Relevant to the case also is the procedure governing benefit claims. In brief it begins with the unemployed party registering himself for work and filing his 'Initial Claim' at a local office of the Commission. The Commission then investigates and either rejects the claim or approves it, determining in the latter event (the Act at least appears to say that it shall so determine) 'the date on which benefits shall commence, the benefit amount payable and the maximum duration thereof * * *.' This decision is called the 'Initial Determination' and is interlocutory but becomes final within about ten days unless set aside through an 'appeal' of the claimant or 'other interested party' back to the Commission (which in turn may be followed by an appeal to the courts). The claimant in no event receives any payment of benefits until some two weeks after the initial determination, and in this interval his claim (although initially and justly approved) may become invalid through offers of employment or other disqualifying developments, including failure to file certain additional claim papers. This procedure and, more importantly, the sole statutory notice requirement in connection with it, are indicated in Art. 5221b-4, of which paragraph (b) is quoted in part in the footnote.

"(b) Initial Determination: A representative designated by the Commission shall promptly examine the claim and, on the basis of the facts found by him, shall either determine whether or not such claim is valid, and if valid, the date on which benefits shall commence, the benefit amount payable and the maximum duration thereof, or shall refer such claim or any question involved therein to an appeal tribunal or to the Commission, which shall make its determinations with respect thereto in accordance with the procedure described in subsection (c) of this Section, except that in any case in which the payment or denial of benefits will be determined by the provisions of subsection 5(d) of this Act, the representative shall promptly transmit his full findings of fact with respect to that subsection to the Commission, which, on the basis of the evidence submitted and such additional evidence as it may require, shall affirm, modify, or set aside such findings of fact and transmit to the representative a decision upon the issues involved under that subsection. The representative shall promptly notify the claimant and any other interested party of the decision and the reasons therefor. Unless the claimant or any such interested party, within ten (10) calendar days after the delivery of such notification, or within twelve (12) calendar days after such notification was mailed to his last known address, files an appeal from such decision, such decision shall be final and benefits shall be paid or denied in accordance therewith. * * *"

The quoted requirement of notice to 'Claimant and any other interested party' relates to the initial determination, although the practice of the Commission, evidently was to notify the last employer of the claimant with respect also to the filing of the initial claim.

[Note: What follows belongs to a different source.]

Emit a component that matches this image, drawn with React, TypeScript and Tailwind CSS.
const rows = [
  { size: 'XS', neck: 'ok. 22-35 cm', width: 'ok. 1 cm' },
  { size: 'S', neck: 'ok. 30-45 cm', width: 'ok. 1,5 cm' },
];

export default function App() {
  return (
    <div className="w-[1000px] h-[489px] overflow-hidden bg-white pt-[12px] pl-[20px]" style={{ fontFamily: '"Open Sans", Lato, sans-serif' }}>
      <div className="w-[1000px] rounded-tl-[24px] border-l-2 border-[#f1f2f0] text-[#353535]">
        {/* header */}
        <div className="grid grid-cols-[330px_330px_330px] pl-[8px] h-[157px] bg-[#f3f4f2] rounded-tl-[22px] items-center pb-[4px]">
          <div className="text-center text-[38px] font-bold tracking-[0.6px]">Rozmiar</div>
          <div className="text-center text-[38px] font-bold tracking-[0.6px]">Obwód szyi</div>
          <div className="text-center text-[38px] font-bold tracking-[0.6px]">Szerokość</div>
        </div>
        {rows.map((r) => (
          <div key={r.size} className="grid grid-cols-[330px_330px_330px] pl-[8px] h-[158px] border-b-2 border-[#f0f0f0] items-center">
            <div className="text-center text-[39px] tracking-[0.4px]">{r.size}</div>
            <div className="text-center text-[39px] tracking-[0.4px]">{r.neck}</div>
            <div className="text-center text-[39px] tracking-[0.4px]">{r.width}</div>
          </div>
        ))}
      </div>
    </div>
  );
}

As to base period employers, the Commission, by rule and actual practice, treated the quoted phrase as excluding them, and the only type of 'notice' given them (it was also given to last employers) was a quarterly statement (of 'Benefit Wages') indicating the charges made to their experience record together with the name and social security number of the recipient of the corresponding benefits and other data supporting the charge. See 257 S.W.2d at page 728. Obviously by the time this statement arrived, the corresponding benefit claims were already established and paid and the stated charges made.

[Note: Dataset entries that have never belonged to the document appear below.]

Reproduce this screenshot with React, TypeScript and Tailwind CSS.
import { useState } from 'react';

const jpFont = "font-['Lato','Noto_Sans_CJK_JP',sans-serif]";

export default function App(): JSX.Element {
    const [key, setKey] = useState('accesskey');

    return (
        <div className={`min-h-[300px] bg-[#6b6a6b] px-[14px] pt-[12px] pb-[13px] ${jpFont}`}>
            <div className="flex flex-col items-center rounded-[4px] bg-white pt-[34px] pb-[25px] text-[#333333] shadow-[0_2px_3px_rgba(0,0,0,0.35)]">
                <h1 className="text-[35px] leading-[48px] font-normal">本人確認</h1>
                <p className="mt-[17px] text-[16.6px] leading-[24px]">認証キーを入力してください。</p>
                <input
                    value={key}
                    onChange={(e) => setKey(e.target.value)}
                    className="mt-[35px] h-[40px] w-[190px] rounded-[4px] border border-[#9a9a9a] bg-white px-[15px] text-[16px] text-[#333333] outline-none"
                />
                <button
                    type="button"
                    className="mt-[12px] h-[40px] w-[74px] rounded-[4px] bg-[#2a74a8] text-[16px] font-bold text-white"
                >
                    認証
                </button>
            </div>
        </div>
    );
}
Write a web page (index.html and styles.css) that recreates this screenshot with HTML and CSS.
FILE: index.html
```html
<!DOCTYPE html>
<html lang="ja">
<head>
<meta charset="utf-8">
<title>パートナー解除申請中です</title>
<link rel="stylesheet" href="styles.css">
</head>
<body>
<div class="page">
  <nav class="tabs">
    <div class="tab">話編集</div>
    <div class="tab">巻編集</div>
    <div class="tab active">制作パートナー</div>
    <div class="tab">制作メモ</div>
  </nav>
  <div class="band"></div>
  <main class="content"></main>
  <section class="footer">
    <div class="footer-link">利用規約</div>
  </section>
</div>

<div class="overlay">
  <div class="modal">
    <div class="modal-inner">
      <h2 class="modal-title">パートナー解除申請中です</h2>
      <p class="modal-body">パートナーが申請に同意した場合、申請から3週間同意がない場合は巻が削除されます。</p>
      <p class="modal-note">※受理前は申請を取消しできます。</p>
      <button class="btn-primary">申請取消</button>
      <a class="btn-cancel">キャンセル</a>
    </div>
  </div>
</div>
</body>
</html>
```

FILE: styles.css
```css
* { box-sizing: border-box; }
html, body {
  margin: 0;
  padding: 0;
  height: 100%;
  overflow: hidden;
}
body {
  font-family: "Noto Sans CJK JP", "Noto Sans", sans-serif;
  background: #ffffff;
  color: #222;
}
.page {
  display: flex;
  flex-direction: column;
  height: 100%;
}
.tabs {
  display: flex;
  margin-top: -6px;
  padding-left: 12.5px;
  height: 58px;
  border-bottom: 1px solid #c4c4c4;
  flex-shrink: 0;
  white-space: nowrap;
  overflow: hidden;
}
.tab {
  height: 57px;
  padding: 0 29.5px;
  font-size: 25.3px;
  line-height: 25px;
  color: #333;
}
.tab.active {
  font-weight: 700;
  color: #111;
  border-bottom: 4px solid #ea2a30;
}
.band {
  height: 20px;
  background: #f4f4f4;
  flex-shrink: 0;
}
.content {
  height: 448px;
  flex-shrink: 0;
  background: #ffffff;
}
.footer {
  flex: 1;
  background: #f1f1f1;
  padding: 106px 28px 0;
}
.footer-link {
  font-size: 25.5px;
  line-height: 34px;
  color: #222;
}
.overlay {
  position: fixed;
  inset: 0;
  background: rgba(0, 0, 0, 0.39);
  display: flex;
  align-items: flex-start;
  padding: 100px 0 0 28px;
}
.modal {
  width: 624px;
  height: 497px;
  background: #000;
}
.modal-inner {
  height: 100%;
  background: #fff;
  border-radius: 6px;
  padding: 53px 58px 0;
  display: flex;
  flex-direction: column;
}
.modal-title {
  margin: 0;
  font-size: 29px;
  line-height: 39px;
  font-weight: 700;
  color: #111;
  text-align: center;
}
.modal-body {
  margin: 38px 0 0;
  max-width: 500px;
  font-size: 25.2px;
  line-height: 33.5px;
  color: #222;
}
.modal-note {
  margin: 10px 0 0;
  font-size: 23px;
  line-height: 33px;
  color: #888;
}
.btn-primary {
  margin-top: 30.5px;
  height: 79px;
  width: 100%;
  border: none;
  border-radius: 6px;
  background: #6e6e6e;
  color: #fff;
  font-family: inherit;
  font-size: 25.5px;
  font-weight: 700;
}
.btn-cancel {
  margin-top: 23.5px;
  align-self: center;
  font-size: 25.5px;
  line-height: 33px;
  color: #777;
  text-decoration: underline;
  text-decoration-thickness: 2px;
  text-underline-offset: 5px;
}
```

As previously indicated, the great bulk of the benefit payments made the basis of the trial court judgment, were the result of proceedings as to which the petitioner (being a base period employer) received nothing in the way of notice except the quarterly statement last above mentioned. This group is referred to as Class 1. The next largest group, referred to as Class 2, comprises proceedings as to which petitioner (as last employer) was notified to the extent of receiving a copy of the initial claim (but not the initial determination). The smallest, or Class 3, group consists of cases in which the petitioner (as last employer) received copies of both the initial claim and initial determination. The form of the latter, however, set out in 257 S.W.2d at page 726, and evidently also the action of the Commission purportedly reflected thereby, did not include any finding or determination corresponding to the statutory words 'the date on which benefits shall commence' (see footnote 1, ante) as will be mentioned again hereinafter.

The theory of the petitioner's suit and the corresponding recovery allowed by the trial court was, as heretofore indicated, that the determination of the benefits resulting in the excess taxes paid was, as to petitioner, void on account of the absence or deficiency of the notice given it as above described. The suit is by way of court recourse from the refusal of the Commission to make the corresponding refund upon claim presented to it under Art. 5221b-12(j)(2) and also a suit under the so-called Protest Statute, Art. 7057b, Vernon's Tex.Civ.Stats.Ann. The former provision imposes on the party claiming the refund the burden of showing the Commission that the taxes in question 'were not due'. Neither before the Commission nor in the trial court did the petitioner attempt to prove that the various particular benefit claims on which the payments in question rested were not meritorious, although it did not concede them to be meritorious, but rather to the contrary, offered proof to the effect that many of the employees in question had quit petitioner's service (though not necessarily their last employer's service) without good cause or had been discharged for cause; that in a few particular instances they had falsified the facts about who was their last employer; and that petitioner, if duly notified, was in a position to have offered employment to a substantial number of people, with the inference that it would thus in all probability have offered reemployment to some of the benefit claimants and accordingly defeated their claims and the consequent charges against petitioner. It was on the failure of the petitioner to make more of a showing than it did against the merits of the particular benefit claims, that the Court of Civil Appeals rested its decision. The latter concedes, indeed asserts, that the practice of the Commission in excluding a base period employer from the phrase 'other interested party' erroneously deprived the petitioner of notice to which the law entitled it. But the court, relying on Horsman Dolls, Inc. v. Unemployment Compensation Commission, 7 N.J. 541, 82 A.2d 177, likened the suit to an attack on a judgment regular on its face, where the attack, although direct, fails to include a showing of meritorious defense to the cause of action. 257 S.W.2d 720, 730-733.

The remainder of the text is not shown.